Classification refers to the relationship between an object and its type. Mainstream programming languages assume that an object belongs to a single class. But there are more options to classification than that.

In single classification, an object belongs to a single type, which may inherit from supertypes. In multiple classification, an object may be described by several types that are not necessarily connected by inheritance.

Multiple classification is different from multiple inheritance. Multiple inheritance says that a type may have many supertypes but that a single type must be defined for each object. Multiple classification allows multiple types for an object without defining a specific type for the purpose.

For example, consider a person subtyped as either man or woman, doctor or nurse, patient or not (see Figure 5.11). Multiple classification allows an object to have any of these types assigned to it in any allowable combination, without the need for types to be defined for all the legal combinations.

Figure 5.11. Multiple classification

graphics/05fig11.gif

If you use multiple classification, you need to be sure that you make it clear which combinations are legal. UML 2 does this by placing each generalization relationship into a generalization set. On the class diagram, you label the generalization arrowhead with the name of the generalization set, which in UML 1 was called the discriminator. Single classification corresponds to a single generalization set with no name.

Generalization sets are by default disjoint: Any instance of the supertype may be an instance of only one of the subtypes within that set. If you roll up generalizations into a single arrow, they must all be part of the same generalization set, as shown in Figure 5.11. Alternatively, you can have several arrows with the same text label.

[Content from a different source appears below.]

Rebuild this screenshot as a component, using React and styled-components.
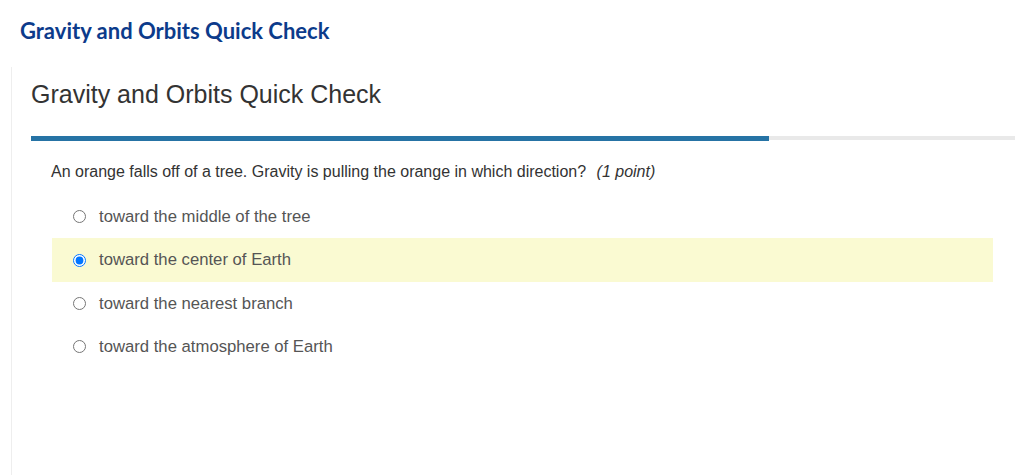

To illustrate, note the following legal combinations of subtypes in the diagram: (Female, Patient, Nurse); (Male, Physiotherapist); (Female, Patient); and (Female, Doctor, Surgeon). The combination (Patient, Doctor, Nurse) is illegal because it contains two types from the role generalization set.

Another question is whether an object may change its class. For example, when a bank account is overdrawn, it substantially changes its behavior. Specifically, several operations, including "withdraw" and "close," get overridden.

Dynamic classification allows objects to change class within the subtyping structure; static classification does not. With static classification, a separation is made between types and states; dynamic classification combines these notions.

Should you use multiple, dynamic classification? I believe that it is useful for conceptual modeling. For software perspectives, however, the distance between it and the implementations is too much of a leap. In the vast majority of UML diagrams, you'll see only single static classification, so that should be your default.